Lie groups are groups that have a continuous transformation (i.e. the rotation stuff we’ve been talking about). SO(3), SU(2), and quaternions of unit norm can be considered different Lie groups but they all have the same local structure when you zoom in on their tangent space at the origin (their Lie algebra). (More here). Mathematicians like to categorize things, so they don’t particularly care about computing rotations; they just want to be able to show that two algebras must be the same. There’s some topological connection; since SU(2) is simply connected (aka none of this ‘identify opposite points on the sphere’ business), this somehow implies that it must be a universal cover of all Lie groups with the same Lie algebra.

Geometric algebras

Ultimately, I found that the physicists’ and mathematicians’ account of 3D rotations basically talked past each other and I didn’t walk away with much insight on algebraic structure. I think the quaternions came closest; since the application of quaternions is done as \(qxq^{-1}\), it implies that simply multiplying quaternions is enough to get the composed rotation.

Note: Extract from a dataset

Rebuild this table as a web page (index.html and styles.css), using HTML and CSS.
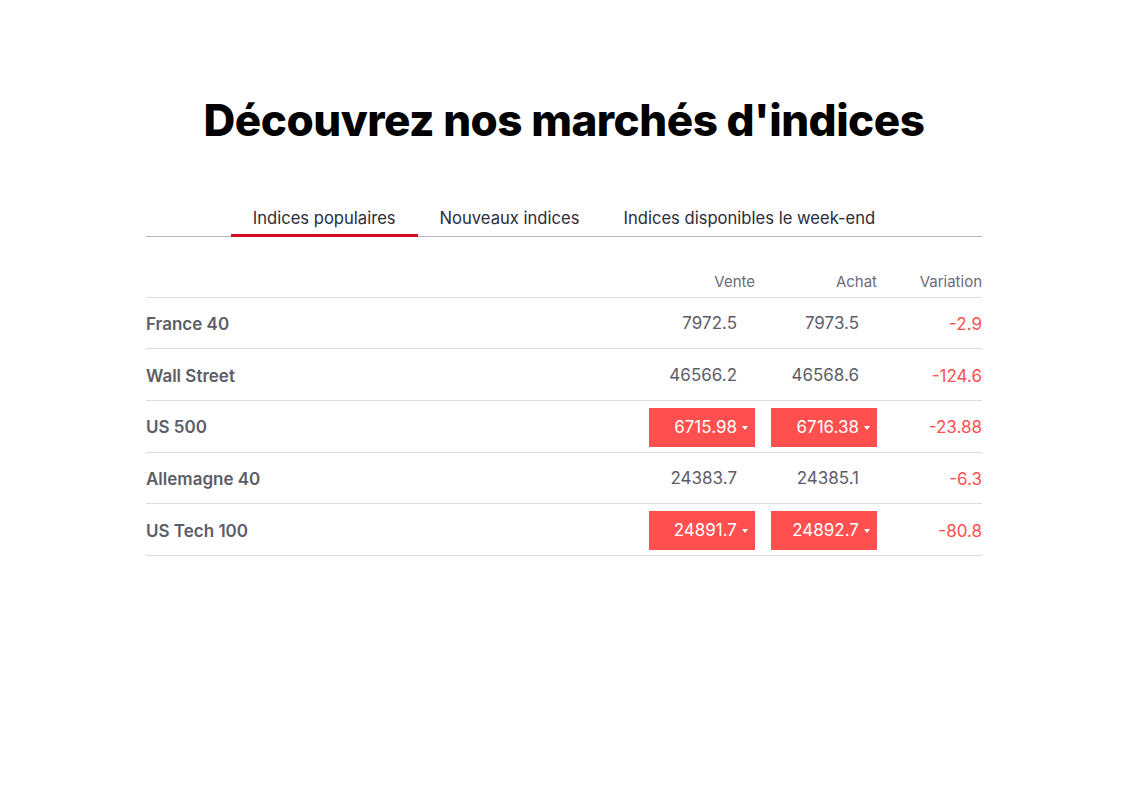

I happened to stumble upon Geometric Algebras, whose introductory tome can be found in this lecture by Hestenes in 2002. So far it looks like it will deliver on its ambitious goal, claiming that “conventional treatments employ an awkward mixture of vector, matrix and spinor or quaternion methods… GA provides a unified, coordinate-free treatment of rotations and reflections”.

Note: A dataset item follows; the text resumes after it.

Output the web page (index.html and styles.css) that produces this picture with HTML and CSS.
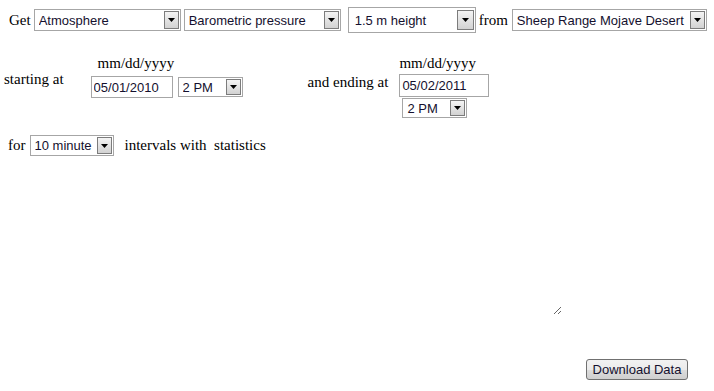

I can’t really explain this stuff any better than it’s been presented in Hestenes’s lecture, so you should go look at that. I found that understanding GA was made much simpler by knowing all of this other stuff.

So that’s roughly where I ended up. And my Christmas break is over, so I guess I’ll pick this up some other day.

Thanks to the many people I bugged about this stuff over the past week or two.